The ends for which this Constitution was framed are declared by itself to be to form a more perfect union, to establish justice, insure domestic tranquillity, provide for the common defence, promote the general welfare, and secure the blessings of liberty to ourselves and our posterity.
These ends it endeavoured to accomplish by a Federal Government, in which each State was recognised as an equal, and had separate control over its own institutions. The right of property in slaves was recognised by giving to free persons distinct political rights : by giving them the right to represent, and burden them with direct taxes for,
three-fifths of their slaves; by authorising the importation of slaves for 20 years; and by stipulating for the rendition of fugitives from labour.
We affirm that these ends for which this Government was instituted have been defeated, and the Government itself has been destructive of them by the action of the non-slaveholding States. Those States have assured the right of deciding upon the propriety of our domestic institutions; and have denied the rights of property established in fifteen of the States and recognised by the Constitutions ; they have denounced as sinful the institution of slavery; they have permitted the open establishment among them of societies, whose avowed object is to disturb the peace of and eloin the property of the citizens of the other States. They have encouraged and assisted thousands of our slaves to leave their homes; and those who remain have been incited by emissaries, books, and pictures, to servile insurrection.
For twenty-five years this agitation has been steadily increasing, until it bas now secured to its aid the power of the common Government. Observing the forms of the Constitution, a sectional party has found within that article establishing the Executive Department the means of subverting the Constitution itself. A geographical line has been drawn across the Union, and all the States north of that line have united in the election of a man to the high office of President of the United States,
whose opinions and purposes are hostile to slavery. He is to be entrusted with the administration of the common Government, because he has declared that that “Government cannot endure permanently half slave and half free," and that the public mind must rest in the belief that slavery is in the course of ultimate extinction.
On the fourth of March next this party will take possession of the Government. It has announced that the South shall be excluded from the common territory, that the Judicial tribunal shall be made sectional, and that a war must be waged against slavery until it shall cease throughout the United States.
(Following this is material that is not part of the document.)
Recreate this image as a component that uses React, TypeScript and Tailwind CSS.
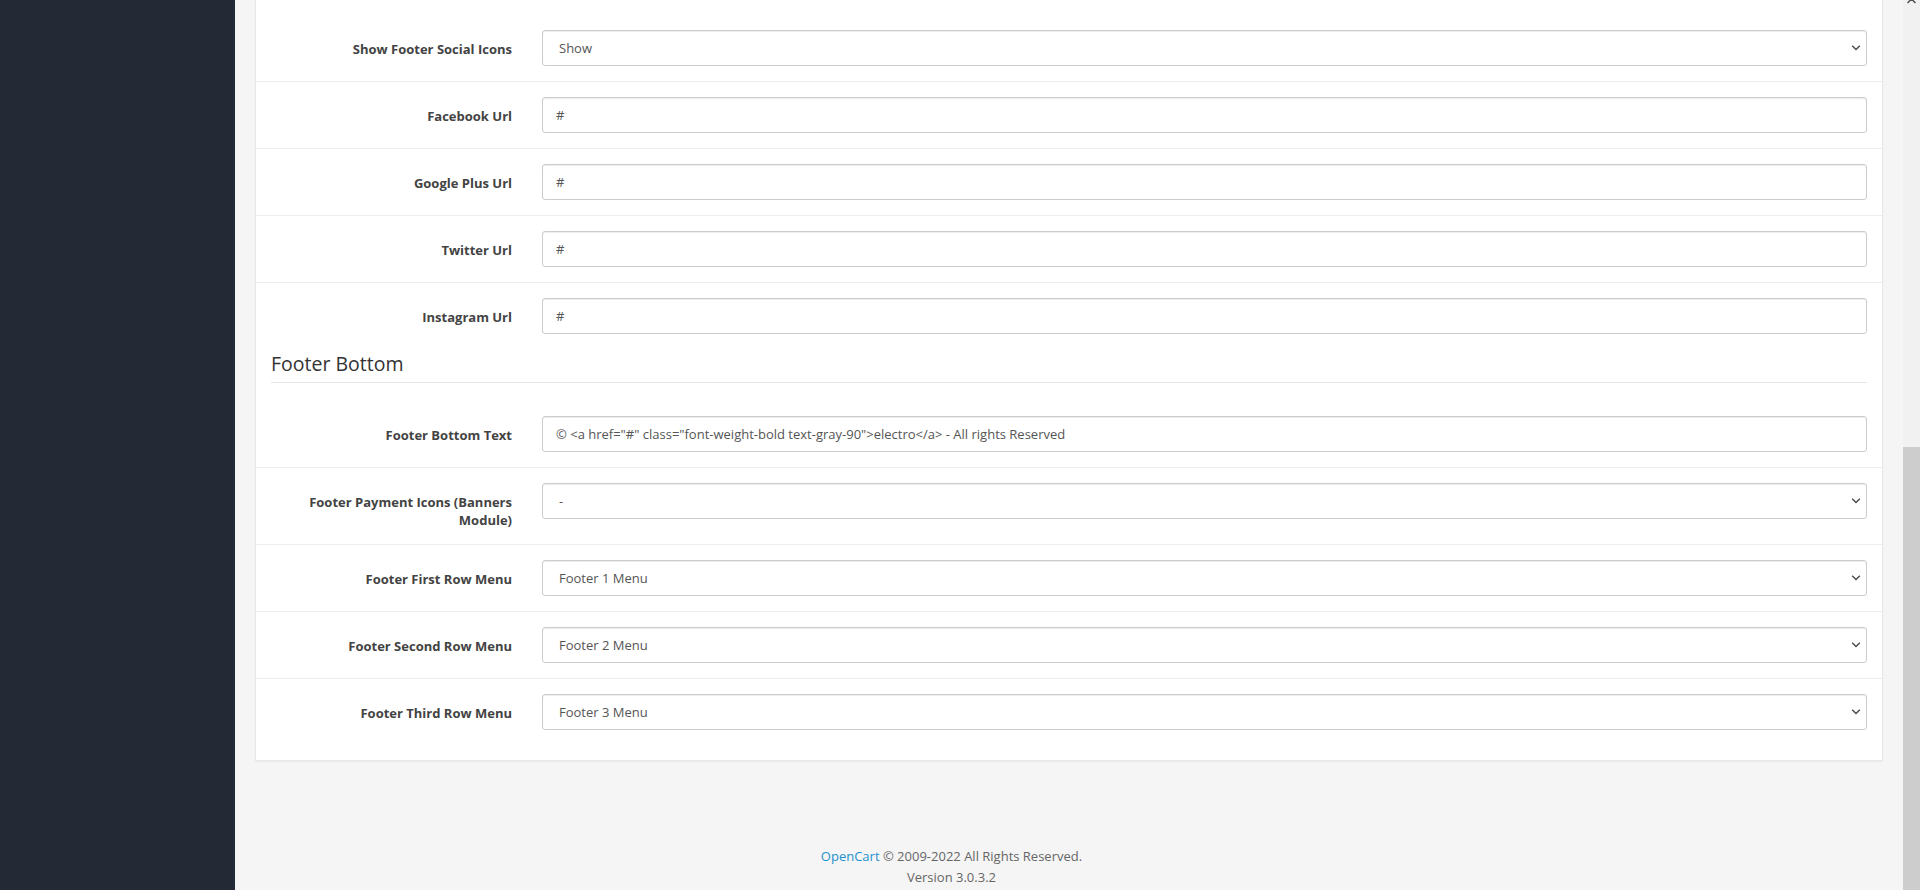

The guarantees of the Constitution will then no longer exist; the equal rights of the States will be lost. The slaveholding States will no longer have the power of self-government, or self-protection, and the Federal Government will have become their enemy.
Sectional interest and animosity will deepen the irritation; and all hope of remedy is rendered vain, by the fact that the public opinion at the North has invested a great political error with the sanction of a more erroneous religious belief.
We, therefore, the people of South Carolina, by our delegates in Convention assembled, appealing to the Supreme Judge of the world for the rectitude of our intentions, have solemnly declared that the Union heretofore existing between this State and
the other States of North America is dissolved, and that the State of South Carolina has resumed her position among the nations of the world, as a separate and independent State, with full power to levy war, conclude peace, contract alliances, establish commerce, and to do all other acts and things which independent States may of right do.”
When the Union was made slaves were governed by laws made by slaveholders in all the Slave States. These laws were recognised as a fact in the Constitution, but never intended to be enforced by the Federal Government, or they would not so carefully have excluded the idea of property in man from all its grand clauses. Had they, however, have been left entirely to State Government control, as they were intended, when the Union was formed, the original charters might have been preserved intact for freedom ; but they were taken up and enforced by the Federal Government, thus introducing a wedge of compromise, and making the Government at Washington a slaveholding oligarchy and responsible for the calamities which have befallen us.
The unconstitutional acts referred to are the speech made by Lincoln at Springfield, Illinois, Personal Liberty Bills made in five of the Free States, so called, which conflicted with the Congressional Fugitive Slave Law, &c.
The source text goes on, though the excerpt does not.